**Pages as source code**
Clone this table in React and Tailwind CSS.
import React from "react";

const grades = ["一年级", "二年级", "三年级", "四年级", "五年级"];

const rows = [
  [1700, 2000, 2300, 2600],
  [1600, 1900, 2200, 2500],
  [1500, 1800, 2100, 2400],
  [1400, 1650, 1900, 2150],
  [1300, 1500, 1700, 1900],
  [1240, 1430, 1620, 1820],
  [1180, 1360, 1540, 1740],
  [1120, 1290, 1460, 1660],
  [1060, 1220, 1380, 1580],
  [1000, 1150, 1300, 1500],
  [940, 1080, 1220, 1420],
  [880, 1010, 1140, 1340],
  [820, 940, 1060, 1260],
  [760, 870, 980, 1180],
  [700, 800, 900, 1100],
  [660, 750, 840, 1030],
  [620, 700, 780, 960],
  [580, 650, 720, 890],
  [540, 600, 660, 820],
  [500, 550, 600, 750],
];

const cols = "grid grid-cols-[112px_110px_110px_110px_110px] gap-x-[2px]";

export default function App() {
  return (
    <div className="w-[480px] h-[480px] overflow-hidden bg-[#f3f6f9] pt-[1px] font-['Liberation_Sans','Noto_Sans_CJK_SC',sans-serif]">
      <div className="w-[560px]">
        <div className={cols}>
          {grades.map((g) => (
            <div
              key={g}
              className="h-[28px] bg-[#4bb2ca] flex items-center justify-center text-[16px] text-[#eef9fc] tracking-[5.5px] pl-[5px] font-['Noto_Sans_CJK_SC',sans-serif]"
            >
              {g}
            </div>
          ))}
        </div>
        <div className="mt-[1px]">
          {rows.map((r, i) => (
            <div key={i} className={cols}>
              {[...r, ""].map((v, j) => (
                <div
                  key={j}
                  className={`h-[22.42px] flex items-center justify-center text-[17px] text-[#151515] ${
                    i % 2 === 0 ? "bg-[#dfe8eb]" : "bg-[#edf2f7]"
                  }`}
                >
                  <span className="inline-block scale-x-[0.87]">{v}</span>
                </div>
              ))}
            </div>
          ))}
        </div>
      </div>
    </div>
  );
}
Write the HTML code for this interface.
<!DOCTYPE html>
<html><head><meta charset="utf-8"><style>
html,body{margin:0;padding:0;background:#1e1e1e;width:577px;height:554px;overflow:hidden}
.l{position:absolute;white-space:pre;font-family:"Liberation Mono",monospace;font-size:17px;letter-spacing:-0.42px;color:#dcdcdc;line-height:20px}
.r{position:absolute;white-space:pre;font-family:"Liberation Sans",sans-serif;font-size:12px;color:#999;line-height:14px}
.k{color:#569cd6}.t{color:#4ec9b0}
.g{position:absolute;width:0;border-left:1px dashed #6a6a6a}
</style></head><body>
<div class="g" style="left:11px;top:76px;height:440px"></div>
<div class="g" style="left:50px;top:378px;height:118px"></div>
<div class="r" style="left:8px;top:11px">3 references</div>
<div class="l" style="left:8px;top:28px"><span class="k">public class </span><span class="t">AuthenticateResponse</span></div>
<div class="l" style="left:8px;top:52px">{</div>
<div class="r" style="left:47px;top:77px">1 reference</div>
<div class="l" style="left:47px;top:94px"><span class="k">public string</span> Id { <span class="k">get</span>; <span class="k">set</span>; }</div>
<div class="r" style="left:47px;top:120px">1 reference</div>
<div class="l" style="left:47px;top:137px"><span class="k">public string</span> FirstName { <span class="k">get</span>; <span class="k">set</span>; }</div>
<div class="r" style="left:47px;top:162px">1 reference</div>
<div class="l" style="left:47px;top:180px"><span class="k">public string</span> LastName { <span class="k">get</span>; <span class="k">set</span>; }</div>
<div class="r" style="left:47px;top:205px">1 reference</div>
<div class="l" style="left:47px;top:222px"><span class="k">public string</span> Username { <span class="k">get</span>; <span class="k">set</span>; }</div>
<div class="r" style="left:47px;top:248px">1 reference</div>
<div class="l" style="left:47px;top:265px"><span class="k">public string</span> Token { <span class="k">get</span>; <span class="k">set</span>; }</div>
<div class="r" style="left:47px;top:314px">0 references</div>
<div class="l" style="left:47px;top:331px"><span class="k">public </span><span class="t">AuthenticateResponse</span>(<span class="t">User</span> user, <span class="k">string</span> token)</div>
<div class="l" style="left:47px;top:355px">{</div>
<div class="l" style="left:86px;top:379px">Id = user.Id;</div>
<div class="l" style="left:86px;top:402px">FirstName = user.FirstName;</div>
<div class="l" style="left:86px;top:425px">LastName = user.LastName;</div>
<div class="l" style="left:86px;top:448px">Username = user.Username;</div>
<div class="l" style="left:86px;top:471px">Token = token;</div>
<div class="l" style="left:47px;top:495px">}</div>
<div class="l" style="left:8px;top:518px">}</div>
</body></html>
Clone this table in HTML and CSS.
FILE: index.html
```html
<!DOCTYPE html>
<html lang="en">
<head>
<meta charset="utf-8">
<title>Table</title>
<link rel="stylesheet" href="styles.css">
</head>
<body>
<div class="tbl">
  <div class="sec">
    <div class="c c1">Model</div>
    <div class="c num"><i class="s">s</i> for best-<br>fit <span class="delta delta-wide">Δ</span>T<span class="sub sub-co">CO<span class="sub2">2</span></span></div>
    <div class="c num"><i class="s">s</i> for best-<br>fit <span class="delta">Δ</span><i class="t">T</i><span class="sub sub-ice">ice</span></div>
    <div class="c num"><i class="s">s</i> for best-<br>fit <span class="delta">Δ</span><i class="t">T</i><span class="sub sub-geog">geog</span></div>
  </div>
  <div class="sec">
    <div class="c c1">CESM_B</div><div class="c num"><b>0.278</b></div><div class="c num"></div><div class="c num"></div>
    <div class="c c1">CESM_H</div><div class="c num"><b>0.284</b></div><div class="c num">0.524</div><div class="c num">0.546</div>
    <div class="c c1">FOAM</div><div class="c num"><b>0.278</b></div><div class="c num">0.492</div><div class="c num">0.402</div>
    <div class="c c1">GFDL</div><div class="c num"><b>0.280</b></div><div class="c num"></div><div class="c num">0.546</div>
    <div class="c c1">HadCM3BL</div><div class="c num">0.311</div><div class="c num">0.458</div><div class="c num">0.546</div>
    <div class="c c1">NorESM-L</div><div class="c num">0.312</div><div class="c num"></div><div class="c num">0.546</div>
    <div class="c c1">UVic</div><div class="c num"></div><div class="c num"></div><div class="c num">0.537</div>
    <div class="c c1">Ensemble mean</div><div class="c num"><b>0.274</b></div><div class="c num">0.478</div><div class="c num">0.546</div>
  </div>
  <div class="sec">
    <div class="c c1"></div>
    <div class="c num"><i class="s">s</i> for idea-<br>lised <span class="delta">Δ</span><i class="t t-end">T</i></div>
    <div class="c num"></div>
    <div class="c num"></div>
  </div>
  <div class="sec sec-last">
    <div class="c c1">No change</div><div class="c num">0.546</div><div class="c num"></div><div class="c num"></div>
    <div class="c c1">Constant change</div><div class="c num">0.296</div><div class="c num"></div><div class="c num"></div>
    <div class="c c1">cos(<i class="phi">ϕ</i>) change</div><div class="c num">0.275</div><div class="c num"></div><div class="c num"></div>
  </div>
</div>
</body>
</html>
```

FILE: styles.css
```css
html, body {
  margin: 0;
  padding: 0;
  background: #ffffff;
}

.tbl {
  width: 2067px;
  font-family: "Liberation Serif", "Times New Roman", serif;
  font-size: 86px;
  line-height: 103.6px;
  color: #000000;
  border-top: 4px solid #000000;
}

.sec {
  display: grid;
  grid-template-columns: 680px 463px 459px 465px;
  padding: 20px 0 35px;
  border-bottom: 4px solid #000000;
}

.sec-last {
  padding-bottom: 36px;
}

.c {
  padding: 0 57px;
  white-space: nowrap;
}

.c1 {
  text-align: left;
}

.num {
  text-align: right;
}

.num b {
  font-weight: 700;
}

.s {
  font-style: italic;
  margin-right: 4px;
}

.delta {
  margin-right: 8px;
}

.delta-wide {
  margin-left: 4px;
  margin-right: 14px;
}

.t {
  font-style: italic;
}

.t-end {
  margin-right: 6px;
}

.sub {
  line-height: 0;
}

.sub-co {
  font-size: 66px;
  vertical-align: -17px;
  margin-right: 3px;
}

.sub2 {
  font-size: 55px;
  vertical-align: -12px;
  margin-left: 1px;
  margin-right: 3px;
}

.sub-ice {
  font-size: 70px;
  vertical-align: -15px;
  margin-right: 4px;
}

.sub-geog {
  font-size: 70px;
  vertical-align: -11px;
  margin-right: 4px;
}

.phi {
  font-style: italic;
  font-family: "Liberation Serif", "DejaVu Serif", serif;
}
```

**What the exercise asks**
Only the count is needed: the number of lines in the data that include the word "React".

**Full answer**
2